The flow of control is from Input Speech or Input Text to Translated Text, and then to Output Speech and Output Text. Depending on the value of Input Selector:
- Input Text in Language A is translated into Translated Text in Language B and pronounced as Speech in Language B.
- The Speech features (voice colour, emotional charge, etc.) in Language A are preserved in Language B.
2 Reference Architecture of Unidirectional Speech Translation
Figure 1 describes the input/output data, the AIMs and the data exchanged between AIMs.
Figure 1 – Reference Model of Unidirectional Speech Translation (UST)
3 I/O Data of Unidirectional Speech Translation
The input and output data of the Unidirectional Speech Translation Use Case are:
Table 1 – I/O Data of Unidirectional Speech Translation
Input | Descriptions |
Input Selector | Determines whether: 1. The input will be in Text or Speech 2. The Input Speech features are preserved in the Output Speech. |
Language Preferences | User-specified input Language (A) and output Language (B). |
Input Speech | Speech produced in Language A by a human desiring translation into language B. |
Input Text | Alternative textual source information to be translated into and pronounced in language B depending on the value of Input Selector. |
Output | Descriptions |
Translated Speech | Input Speech translated into language B preserving the Input Speech features in the Output Speech, depending on the value of Input Selector. |
Translated Text | Text of Input Speech or Input Text translated into language B, depending on the value of Input Selector. |
4 Functions of AI Modules of Unidirectional Speech Translation
Table 2 gives the functions of Unidirectional Speech Translation AIMs.
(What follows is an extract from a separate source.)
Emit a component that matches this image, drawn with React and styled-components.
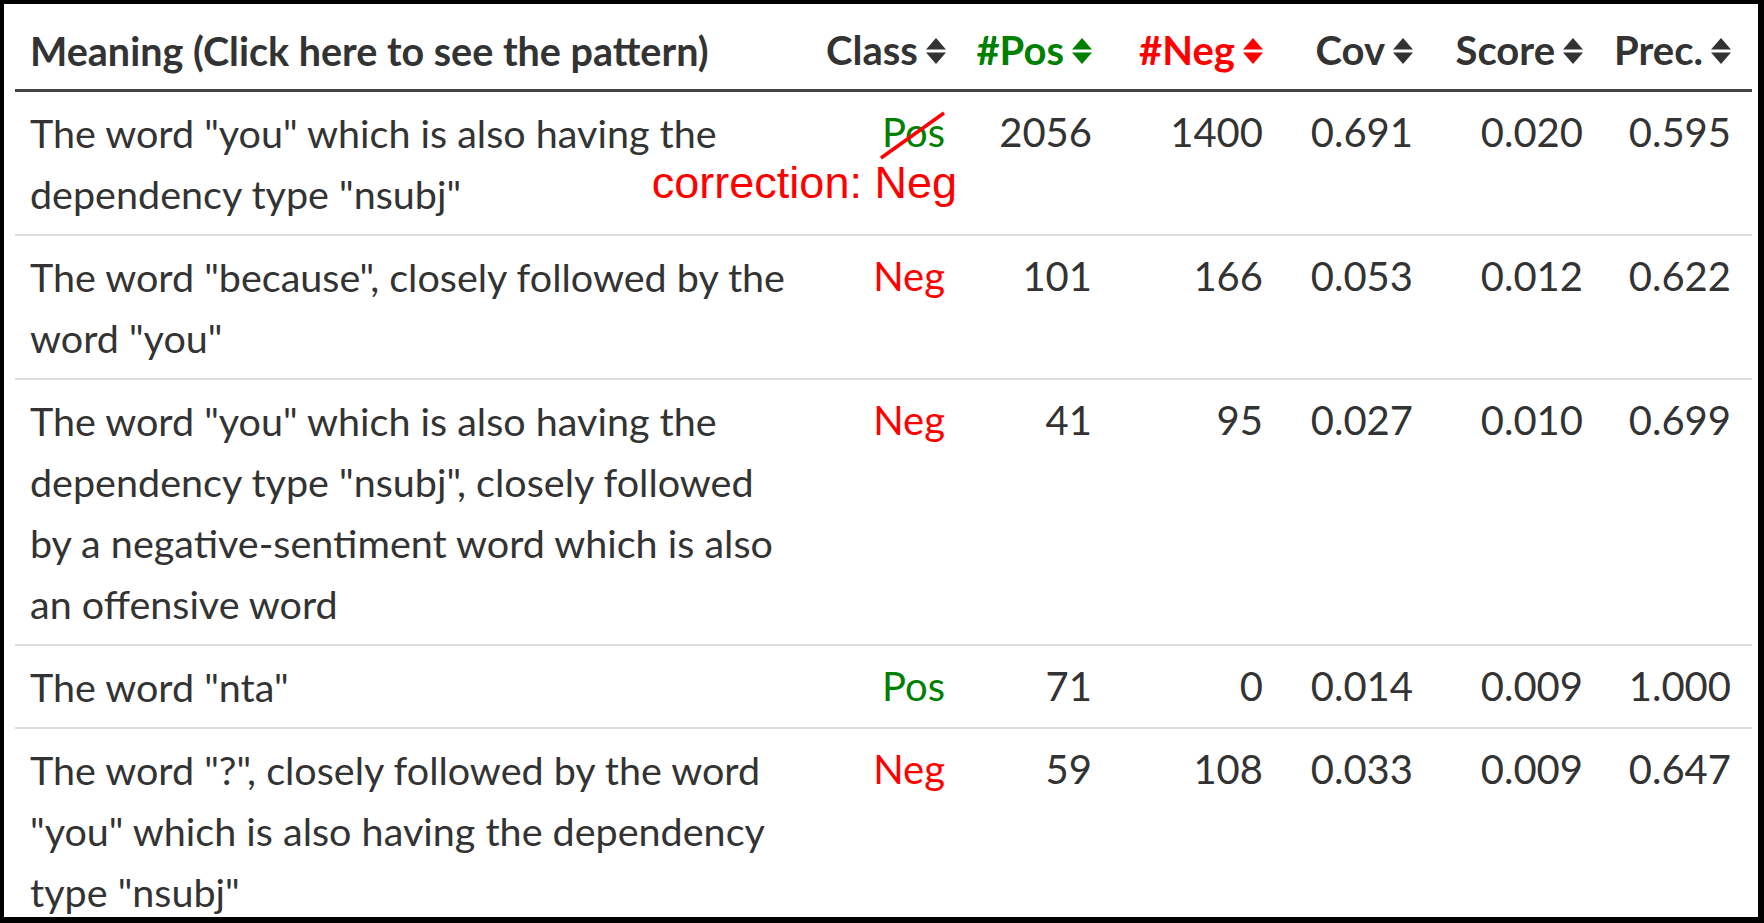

Table 2 – Functions of Unidirectional Speech Translation AI Modules
AIM | Functions |
Automatic Speech Recognition | Recognises Speech |
Text-to-Text Translation | Translates Recognised Text |
Input Speech Description | Extracts Speech Features |
Text-to-Speech (Features) | Synthesises Translated Text adding Speech Features |
5 I/O Data of AI Modules of Unidirectional Speech Translation
The AI Modules of Unidirectional Speech Translation are given in Table 3.
Table 3 – AI Modules of Unidirectional Speech Translation
AIM | Receives | Produces |
Automatic Speech Recognition | Input Speech | Recognised Text |
Text-to-Text Translation | 1. Input Text 2. Recognised Text (Based on Input Selector) |
Translated Text |
Input Speech Description | Input Speech | Speaker-specific Speech Descriptors |
Text-to-Speech (Features) | 1. Translated Text 2. Speech Descriptors (Based on Input Selector) |
Produces Output Speech. |
6 Specification of Unidirectional Speech Translation AIW, AIMs, and JSON Metadata
Table 4 – AIMs and JSON Metadata
AIW and AIMs | Name | JSON | ||
MMC-UST | Unidirectional Speech Translation | X | ||
– | MMC-ASR | Audio Scene Description | X | |
– | MMC-TTT | Text-to-Speech | X | |
– | MMC-ISD | Input Speech Description | X | |
– | MMC-TTS | Text-to-Speech | X |